* _Data in this exercise_
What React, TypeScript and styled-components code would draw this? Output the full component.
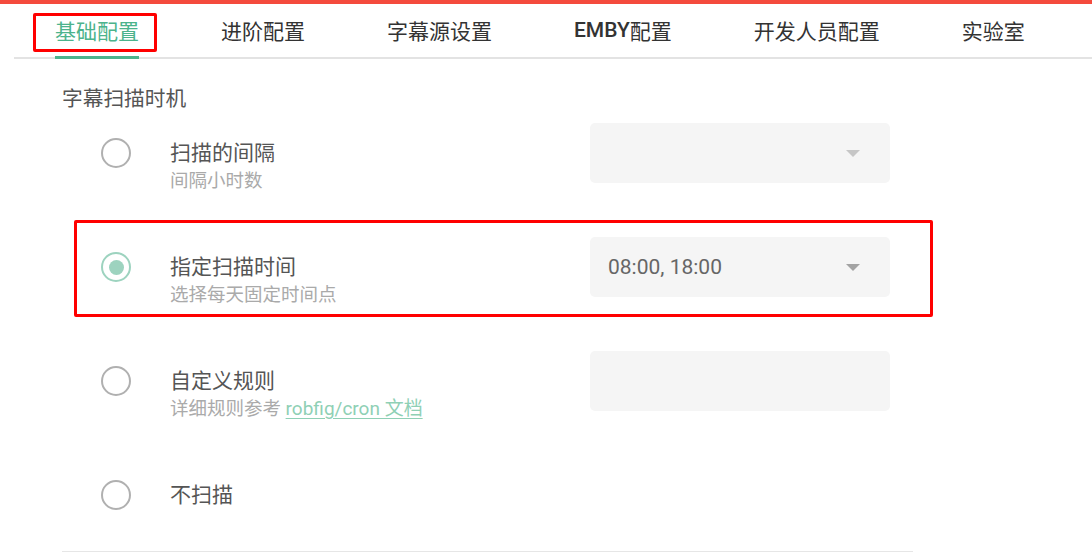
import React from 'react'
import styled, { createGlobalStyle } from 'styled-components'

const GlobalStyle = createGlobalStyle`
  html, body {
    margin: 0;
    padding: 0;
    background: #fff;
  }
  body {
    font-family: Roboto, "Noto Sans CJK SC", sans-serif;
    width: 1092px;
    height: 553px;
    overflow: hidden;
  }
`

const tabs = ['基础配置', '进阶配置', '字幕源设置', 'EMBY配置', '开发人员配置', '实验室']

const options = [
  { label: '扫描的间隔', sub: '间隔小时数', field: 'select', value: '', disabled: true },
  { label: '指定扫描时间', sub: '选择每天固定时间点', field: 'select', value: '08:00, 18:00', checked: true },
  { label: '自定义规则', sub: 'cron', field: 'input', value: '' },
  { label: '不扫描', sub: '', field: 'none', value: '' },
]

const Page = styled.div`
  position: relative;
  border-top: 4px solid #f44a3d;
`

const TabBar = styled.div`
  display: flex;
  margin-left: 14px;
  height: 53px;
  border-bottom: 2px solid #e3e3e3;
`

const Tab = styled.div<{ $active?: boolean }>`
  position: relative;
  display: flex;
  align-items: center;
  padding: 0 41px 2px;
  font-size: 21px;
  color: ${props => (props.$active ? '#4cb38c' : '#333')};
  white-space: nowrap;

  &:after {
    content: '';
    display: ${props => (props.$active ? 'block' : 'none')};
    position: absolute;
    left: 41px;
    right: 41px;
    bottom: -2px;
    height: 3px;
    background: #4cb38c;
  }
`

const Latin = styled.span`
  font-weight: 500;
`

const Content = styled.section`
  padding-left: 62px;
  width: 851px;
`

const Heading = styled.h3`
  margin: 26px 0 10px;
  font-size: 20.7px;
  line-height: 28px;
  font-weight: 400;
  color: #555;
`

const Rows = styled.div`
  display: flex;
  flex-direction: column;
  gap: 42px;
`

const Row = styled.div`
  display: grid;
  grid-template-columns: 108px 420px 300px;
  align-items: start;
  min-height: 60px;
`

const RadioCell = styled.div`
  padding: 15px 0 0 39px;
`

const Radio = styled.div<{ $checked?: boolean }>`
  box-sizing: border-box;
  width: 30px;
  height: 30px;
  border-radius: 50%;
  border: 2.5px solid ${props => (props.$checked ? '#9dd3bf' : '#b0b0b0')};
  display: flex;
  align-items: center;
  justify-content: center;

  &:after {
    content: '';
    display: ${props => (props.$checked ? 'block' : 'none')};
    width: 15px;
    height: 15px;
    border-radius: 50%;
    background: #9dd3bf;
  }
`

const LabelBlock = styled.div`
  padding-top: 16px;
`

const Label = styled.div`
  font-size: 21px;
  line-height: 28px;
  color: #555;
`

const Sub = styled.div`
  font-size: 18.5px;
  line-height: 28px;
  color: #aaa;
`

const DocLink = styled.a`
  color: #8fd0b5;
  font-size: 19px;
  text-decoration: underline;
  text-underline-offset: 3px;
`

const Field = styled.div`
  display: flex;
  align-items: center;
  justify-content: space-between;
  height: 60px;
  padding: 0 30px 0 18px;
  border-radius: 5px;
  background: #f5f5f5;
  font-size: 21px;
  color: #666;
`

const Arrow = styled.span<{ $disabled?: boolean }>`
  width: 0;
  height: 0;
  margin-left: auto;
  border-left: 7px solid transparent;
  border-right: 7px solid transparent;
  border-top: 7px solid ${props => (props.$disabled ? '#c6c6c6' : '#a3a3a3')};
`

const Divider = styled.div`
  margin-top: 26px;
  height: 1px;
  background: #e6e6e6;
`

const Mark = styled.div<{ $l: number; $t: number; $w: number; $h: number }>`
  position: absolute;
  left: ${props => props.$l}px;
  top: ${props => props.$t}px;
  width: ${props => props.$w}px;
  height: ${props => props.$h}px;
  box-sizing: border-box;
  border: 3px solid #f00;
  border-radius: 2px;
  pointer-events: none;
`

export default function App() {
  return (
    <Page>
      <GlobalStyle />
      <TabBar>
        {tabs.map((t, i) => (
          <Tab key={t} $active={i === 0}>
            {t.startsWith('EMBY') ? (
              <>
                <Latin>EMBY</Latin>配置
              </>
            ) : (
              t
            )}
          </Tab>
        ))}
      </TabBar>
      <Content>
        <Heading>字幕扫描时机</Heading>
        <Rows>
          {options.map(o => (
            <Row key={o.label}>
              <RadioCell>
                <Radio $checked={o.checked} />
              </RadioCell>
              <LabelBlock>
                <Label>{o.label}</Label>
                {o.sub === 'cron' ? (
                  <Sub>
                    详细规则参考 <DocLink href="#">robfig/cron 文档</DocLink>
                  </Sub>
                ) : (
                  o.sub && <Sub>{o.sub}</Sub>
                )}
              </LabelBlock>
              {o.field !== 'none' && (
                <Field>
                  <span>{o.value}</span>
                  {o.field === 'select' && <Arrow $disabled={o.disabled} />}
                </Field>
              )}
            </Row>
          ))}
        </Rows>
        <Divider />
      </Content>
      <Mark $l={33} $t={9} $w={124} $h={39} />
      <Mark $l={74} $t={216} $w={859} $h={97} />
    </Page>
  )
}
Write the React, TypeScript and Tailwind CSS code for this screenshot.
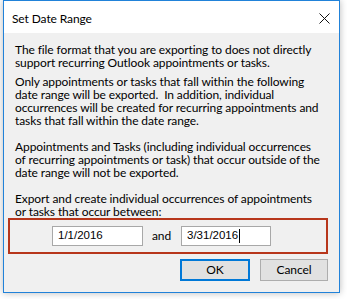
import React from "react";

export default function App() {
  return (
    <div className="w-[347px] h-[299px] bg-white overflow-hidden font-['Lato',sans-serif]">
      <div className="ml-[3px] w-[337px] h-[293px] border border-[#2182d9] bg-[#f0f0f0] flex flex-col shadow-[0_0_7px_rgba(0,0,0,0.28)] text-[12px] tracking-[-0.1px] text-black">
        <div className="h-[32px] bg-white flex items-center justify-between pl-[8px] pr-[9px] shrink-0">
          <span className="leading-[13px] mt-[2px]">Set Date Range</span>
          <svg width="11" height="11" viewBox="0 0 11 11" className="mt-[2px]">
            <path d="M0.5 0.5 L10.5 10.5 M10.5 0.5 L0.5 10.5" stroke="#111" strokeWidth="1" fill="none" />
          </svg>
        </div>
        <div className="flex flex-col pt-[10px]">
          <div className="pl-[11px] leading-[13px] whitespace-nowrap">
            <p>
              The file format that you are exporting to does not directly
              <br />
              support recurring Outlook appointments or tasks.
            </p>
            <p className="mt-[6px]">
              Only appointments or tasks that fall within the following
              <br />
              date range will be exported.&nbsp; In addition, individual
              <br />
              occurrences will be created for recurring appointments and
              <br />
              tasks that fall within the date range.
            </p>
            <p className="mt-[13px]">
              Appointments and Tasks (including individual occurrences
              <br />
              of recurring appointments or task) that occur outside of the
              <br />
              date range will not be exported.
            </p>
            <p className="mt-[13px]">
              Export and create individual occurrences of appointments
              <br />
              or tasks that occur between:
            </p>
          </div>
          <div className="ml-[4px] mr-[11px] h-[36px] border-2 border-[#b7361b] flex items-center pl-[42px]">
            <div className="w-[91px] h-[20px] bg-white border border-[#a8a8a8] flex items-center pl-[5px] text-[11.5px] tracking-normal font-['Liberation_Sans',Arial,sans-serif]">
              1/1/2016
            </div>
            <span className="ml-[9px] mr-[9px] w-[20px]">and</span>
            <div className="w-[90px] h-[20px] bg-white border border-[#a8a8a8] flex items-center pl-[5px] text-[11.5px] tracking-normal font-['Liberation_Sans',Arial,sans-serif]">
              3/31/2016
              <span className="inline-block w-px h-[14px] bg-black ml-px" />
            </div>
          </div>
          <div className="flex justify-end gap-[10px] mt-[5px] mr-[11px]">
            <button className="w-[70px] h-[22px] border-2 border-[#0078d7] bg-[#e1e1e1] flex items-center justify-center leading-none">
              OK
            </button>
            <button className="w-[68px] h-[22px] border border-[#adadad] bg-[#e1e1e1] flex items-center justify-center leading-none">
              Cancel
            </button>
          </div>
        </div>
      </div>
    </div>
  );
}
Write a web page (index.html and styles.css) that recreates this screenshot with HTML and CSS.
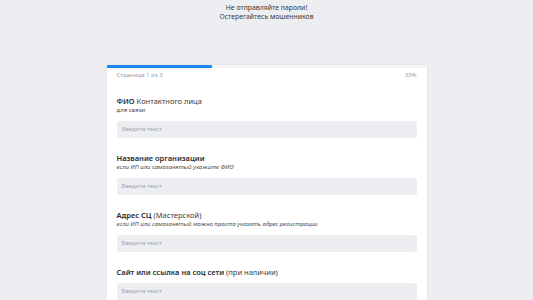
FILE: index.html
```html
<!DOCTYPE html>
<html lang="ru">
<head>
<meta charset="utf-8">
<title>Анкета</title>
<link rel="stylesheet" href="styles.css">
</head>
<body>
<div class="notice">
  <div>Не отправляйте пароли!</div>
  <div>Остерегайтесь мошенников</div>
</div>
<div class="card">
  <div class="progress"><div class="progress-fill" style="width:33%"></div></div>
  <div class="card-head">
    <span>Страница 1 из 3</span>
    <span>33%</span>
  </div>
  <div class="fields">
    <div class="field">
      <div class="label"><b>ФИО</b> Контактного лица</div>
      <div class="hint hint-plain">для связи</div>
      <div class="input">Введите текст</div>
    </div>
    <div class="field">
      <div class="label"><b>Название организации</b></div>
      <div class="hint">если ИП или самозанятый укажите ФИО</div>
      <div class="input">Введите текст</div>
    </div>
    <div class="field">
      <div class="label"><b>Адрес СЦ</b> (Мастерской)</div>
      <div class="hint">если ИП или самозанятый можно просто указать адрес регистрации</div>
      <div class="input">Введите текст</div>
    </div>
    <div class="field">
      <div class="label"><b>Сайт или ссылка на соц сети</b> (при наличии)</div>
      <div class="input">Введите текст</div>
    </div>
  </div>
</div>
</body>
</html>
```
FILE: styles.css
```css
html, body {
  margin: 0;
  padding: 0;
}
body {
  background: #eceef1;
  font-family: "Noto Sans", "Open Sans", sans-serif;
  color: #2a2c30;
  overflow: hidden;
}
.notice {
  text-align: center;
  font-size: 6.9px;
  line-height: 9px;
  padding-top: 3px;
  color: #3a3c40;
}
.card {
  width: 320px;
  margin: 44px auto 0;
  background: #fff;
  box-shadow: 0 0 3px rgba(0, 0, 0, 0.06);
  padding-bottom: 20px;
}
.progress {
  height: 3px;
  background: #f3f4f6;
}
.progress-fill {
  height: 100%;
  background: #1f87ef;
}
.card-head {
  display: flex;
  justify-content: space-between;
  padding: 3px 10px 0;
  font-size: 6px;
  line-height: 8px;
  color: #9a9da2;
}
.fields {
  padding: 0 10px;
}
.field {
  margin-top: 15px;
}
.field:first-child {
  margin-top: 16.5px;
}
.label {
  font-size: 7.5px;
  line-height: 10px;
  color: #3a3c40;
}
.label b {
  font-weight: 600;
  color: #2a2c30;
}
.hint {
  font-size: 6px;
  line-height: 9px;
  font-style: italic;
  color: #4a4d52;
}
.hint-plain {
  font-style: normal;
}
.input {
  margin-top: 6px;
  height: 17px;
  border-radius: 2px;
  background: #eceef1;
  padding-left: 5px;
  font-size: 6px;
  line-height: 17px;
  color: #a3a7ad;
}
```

* _Exercise directions_
List each line holding the string "that".

* _Result of the exercise_
              The file format that you are exporting to does not directly
              Only appointments or tasks that fall within the following
              tasks that fall within the date range.
              of recurring appointments or task) that occur outside of the
              or tasks that occur between:
Write a web page (index.html and styles.css) that recreates this screenshot with HTML and CSS.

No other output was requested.